Capital Gain In Indian Tax system
Section 45 to 55A of the Income-tax act, 1961 deal with the capital gains. Section 45 of the Act, provides that any profits or gains arising from the transfer of a capital asset effected in the previous year shall, save otherwise provided in section 54, 54B, 54D, 54EA, 54EB, 54F 54G and 54H [with effect from 1-4-1991] be chargeable to income-tax under the head ''Capital Gains'' and shall be deemed to be the income of the previous year in which the transfer took place.
Doubts may arise as to whether 'Capital Gains' being capital receipt cab be brought to tax as income. It may be noted that the ordinary accounting canons of distinctions between a capital receipt and a revenue receipt are not always followed under the Income-tax Act. Section 2(24) of the Income-tax Act specifically provides that ''income'' includes 'any capital gains chargeable under section 45'.
The requisites of a charge to income tax, of capital gains under section 45 are :-
- There must be a capital asset.
- The capital asset must have been transferred.
- The transfer must have been effected in the previous year.
- There must be a gain arising on such transfer of a capital asset.
Short-term and long-term capital gains:
Gains on sale of capital assets held for more than three years (one year for listed securities or mutual fund units) are treated as long-term capital gains and are taxed at concessional rates compared short-term capital gains.
While calculating taxable long-term capital gains, the cost of acquisition and the cost of improvement are linked to a cost inflation index. As a result, the indexed cost of acquisition is deducted from the sale consideration received, to arrive at the capital gain.
Long-term capital gains are taxed at a flat rate of 20 per cent for individuals and foreign companies, and 30 per cent for domestic companies. Long-term capital gains on the transfer of shares/bonds issued in a foreign currency under a scheme notified by the Indian Government are taxed at 10 per cent.
An income that is derived from the sale of an investment is known as Capital gain. Capital investment can be in the form of a home, a farm, a ranch, a family business, or a work of art. When any kind of property is purchased at a lower price & then sold at a higher price, the seller makes a gain. Then this sale of a capital asset is known as capital gain.

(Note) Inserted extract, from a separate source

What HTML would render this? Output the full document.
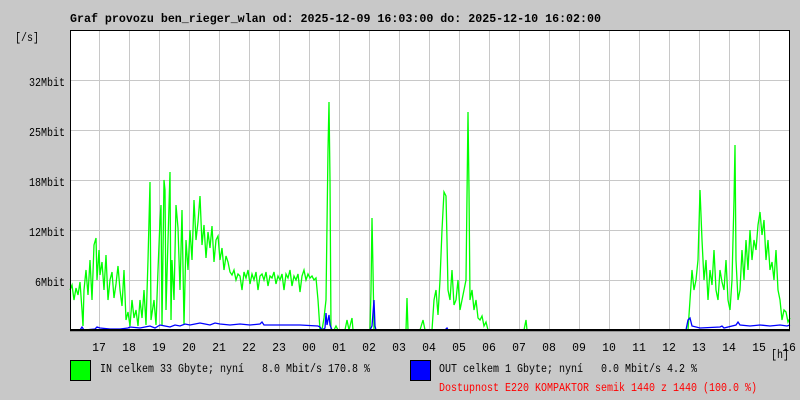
<!DOCTYPE html>
<html><head><meta charset="utf-8"><style>
body{margin:0;width:800px;height:400px;background:#c8c8c8;overflow:hidden}
svg{display:block}
text{font-family:"Liberation Mono",monospace;font-size:11.5px;fill:#000;white-space:pre}
</style></head><body>
<svg width="800" height="400" viewBox="0 0 800 400" xml:space="preserve">
<rect x="70" y="30" width="720" height="300" fill="#fff"/>
<g stroke="#c8c8c8" stroke-width="1" shape-rendering="crispEdges">
<path d="M99.5 30V330M129.5 30V330M159.5 30V330M189.5 30V330M219.5 30V330M249.5 30V330M279.5 30V330M309.5 30V330M339.5 30V330M369.5 30V330M399.5 30V330M429.5 30V330M459.5 30V330M489.5 30V330M519.5 30V330M549.5 30V330M579.5 30V330M609.5 30V330M639.5 30V330M669.5 30V330M699.5 30V330M729.5 30V330M759.5 30V330"/>
<path d="M70 80.5H790M70 130.5H790M70 180.5H790M70 230.5H790M70 280.5H790"/>
</g>
<polyline fill="none" stroke="#00ff00" stroke-width="1.3" points="70,290 72,285 74,300 76,288 78,295 80,282 82,310 83,326 84,290 86,270 88,295 90,260 92,300 94,245 96,238 97,280 99,250 100,275 102,262 104,290 106,255 108,300 110,280 112,272 114,298 116,284 118,266 120,290 122,306 124,270 126,320 128,312 130,326 132,300 134,318 136,310 138,326 140,300 142,318 144,290 146,325 148,260 150,182 151,320 154,300 156,325 158,270 160,220 161,205 162,325 164,180 165,190 166,310 168,240 170,172 171,320 172,260 174,300 176,205 178,228 180,290 182,210 184,325 186,240 188,270 190,230 192,260 194,200 196,240 198,222 200,196 202,245 204,225 206,258 208,232 210,248 212,226 214,262 216,240 218,236 220,260 222,248 224,270 226,256 228,262 230,272 232,275 234,270 236,280 238,274 240,276 242,290 244,272 246,278 248,270 250,284 252,274 254,280 256,272 258,290 260,276 262,274 264,280 266,272 268,286 270,276 272,278 274,272 276,284 278,276 280,280 282,274 284,290 286,274 288,278 290,270 292,286 294,276 296,280 298,274 300,292 302,276 304,270 306,280 308,274 310,278 312,276 314,280 316,278 318,300 320,330 322,330 324,318 326,300 328,150 329,102 330,180 331,330 334,330 336,326 338,330 345,330 347,320 349,330 352,318 353,330 370,330 371,290 372,218 373,270 374,330 406,330 407,298 408,330 420,330 423,320 425,330 432,330 434,300 436,290 438,315 440,280 442,230 444,192 446,196 447,240 448,290 450,300 452,270 454,305 456,300 458,280 460,310 462,300 464,290 466,280 468,112 469,190 470,300 472,290 474,310 476,300 478,318 480,320 482,316 484,326 486,322 488,330 524,330 526,320 527,330 688,330 690,300 692,270 694,290 696,280 698,260 700,190 702,240 704,280 706,260 708,300 710,270 712,285 714,250 716,290 718,300 720,270 722,282 724,290 726,260 728,300 730,310 732,280 734,200 735,145 736,260 738,300 740,290 742,250 744,280 746,240 748,270 750,230 752,260 754,240 756,250 758,225 760,212 762,235 764,220 766,260 768,240 770,270 772,262 774,280 776,250 778,290 780,300 782,320 784,310 786,312 788,322 790,318"/>
<polyline fill="none" stroke="#0000ff" stroke-width="1.3" points="70,330 80,330 82,327 84,330 95,329 97,327 100,328 110,329 120,329 128,328 130,327 140,328 145,327 150,326 155,328 160,325 165,326 170,327 175,325 180,326 185,324 190,325 200,323 205,324 210,325 215,323 220,324 230,325 240,324 250,325 260,324 262,322 264,325 280,325 300,325 318,326 320,327 322,330 325,328 326,313 327,325 329,315 330,325 332,330 370,330 372,326 374,300 375,326 376,330 445,330 447,328 448,330 686,330 688,320 690,318 692,326 700,328 720,327 722,326 724,328 736,325 738,322 740,325 750,326 760,325 770,326 780,325 787,326 790,325"/>
<rect x="70.5" y="30.5" width="719" height="299" fill="none" stroke="#000" stroke-width="1" shape-rendering="crispEdges"/>
<path d="M70 330.5H790" stroke="#000" stroke-width="1.5"/>
<text x="70" y="22" style="font-weight:bold" textLength="531" lengthAdjust="spacingAndGlyphs">Graf provozu ben_rieger_wlan od: 2025-12-09 16:03:00 do: 2025-12-10 16:02:00</text>
<text x="15" y="41" textLength="24" lengthAdjust="spacingAndGlyphs">[/s]</text>
<g text-anchor="end">
<text x="65" y="86" textLength="36" lengthAdjust="spacingAndGlyphs">32Mbit</text><text x="65" y="136" textLength="36" lengthAdjust="spacingAndGlyphs">25Mbit</text><text x="65" y="186" textLength="36" lengthAdjust="spacingAndGlyphs">18Mbit</text><text x="65" y="236" textLength="36" lengthAdjust="spacingAndGlyphs">12Mbit</text><text x="65" y="286" textLength="30" lengthAdjust="spacingAndGlyphs">6Mbit</text>
</g>
<g text-anchor="middle" style="font-size:11px">
<text x="99" y="351">17</text><text x="129" y="351">18</text><text x="159" y="351">19</text><text x="189" y="351">20</text><text x="219" y="351">21</text><text x="249" y="351">22</text><text x="279" y="351">23</text><text x="309" y="351">00</text><text x="339" y="351">01</text><text x="369" y="351">02</text><text x="399" y="351">03</text><text x="429" y="351">04</text><text x="459" y="351">05</text><text x="489" y="351">06</text><text x="519" y="351">07</text><text x="549" y="351">08</text><text x="579" y="351">09</text><text x="609" y="351">10</text><text x="639" y="351">11</text><text x="669" y="351">12</text><text x="699" y="351">13</text><text x="729" y="351">14</text><text x="759" y="351">15</text><text x="789" y="351">16</text>
</g>
<text x="771" y="358" textLength="18" lengthAdjust="spacingAndGlyphs">[h]</text>
<rect x="70.5" y="360.5" width="20" height="20" fill="#00ff00" stroke="#000"/>
<text x="100" y="372" textLength="270" lengthAdjust="spacingAndGlyphs">IN celkem 33 Gbyte; nyní   8.0 Mbit/s 170.8 %</text>
<rect x="410.5" y="360.5" width="20" height="20" fill="#0000ff" stroke="#000"/>
<text x="439" y="372" textLength="258" lengthAdjust="spacingAndGlyphs">OUT celkem 1 Gbyte; nyní   0.0 Mbit/s 4.2 %</text>
<text x="439" y="391" style="fill:#ff0000" textLength="318" lengthAdjust="spacingAndGlyphs">Dostupnost E220 KOMPAKTOR semik 1440 z 1440 (100.0 %)</text>
</svg>
</body></html>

This type of gain is a one-time gain and not a regular income such as salary or house rent. Hence we can say that capital gain is is not recurring.
Capital Gain Tax/ Tax Liability of Capital Gain
Tax liability of capital gains arises when all of the following conditions are satisfied:
- There is a capital asset
- The assessee must have transferred the capital asset during the previous year
- There is a profit or gain arising as a result of transfer known as capital gain
- Such capital gain should not be exempt u/s 54, 54B, 54D, 54EC, 54 ED, 54F, 54G or 54GA.
What is a Capital Asset?
Any kind of property (movable, immovable, tangible, intangible) held by an assessee, whether or not connected with his business or profession, is nothing but a "Capital Asset".
The following assets are excluded from the definition of capital Asset:-
- Stock-in-trade, consumable stores, raw materials held for the purpose of business/profession
- Items of personal effects, that is, personal use excluding jewellery, costly stones, silver, and gold
- Agricultural land in India
- Specified Gold Bonds and special Bearer Bonds
- Gold Deposit Bonds
Types of Capital Assets:
Two types of Capital Assets are present as follows:
Short Term Capital Assets [STCA]: An asset which is held by an assessee for less than 36 months, immediately before its transfer, is called Short Term Capital Asset. In other words, an asset, which is transferred within 36 months of its acquisition by assessee, is called Short Term Capital Asset. However, if the investment is in the form of mutual funds/company shares, the allowed time duration is one year
Long Term Capital Assets [LTCA]: An asset, which is held by an assessee for 36 months or more, immediately before its transfer, is called Long Term Capital Asset.
In other words, an asset which is transferred on or after 36 months of its acquisition
by assessee, is Long Term Capital Asset. Selling mutual funds and company shares after one year also constitutes a long-term capital gain.
Transfer of capital assets
- Transfer of capital assets includes the following:-
- Sale of asset
- Exchange of asset
- Relinquishment of asset (that is surrender of asset)
- Extinguishments of any right on asset
- Compulsory acquisition of asset
Capital gain tax rates
Incase of short-term capital gains, you will be taxed depending on the tax slab relevant to you after you have added the capital gain to your annual income. However if the transaction was levied with Securities Transaction Tax (STT), your gain will be taxed 10%.
Incase of long term capital gains, you will be taxed 20%. When the transaction is levied with STT, you don't need to pay any tax on your gain. In this case, you can either calculate your capital gain using an indexed acquisition cost, or choose not to opt for indexing.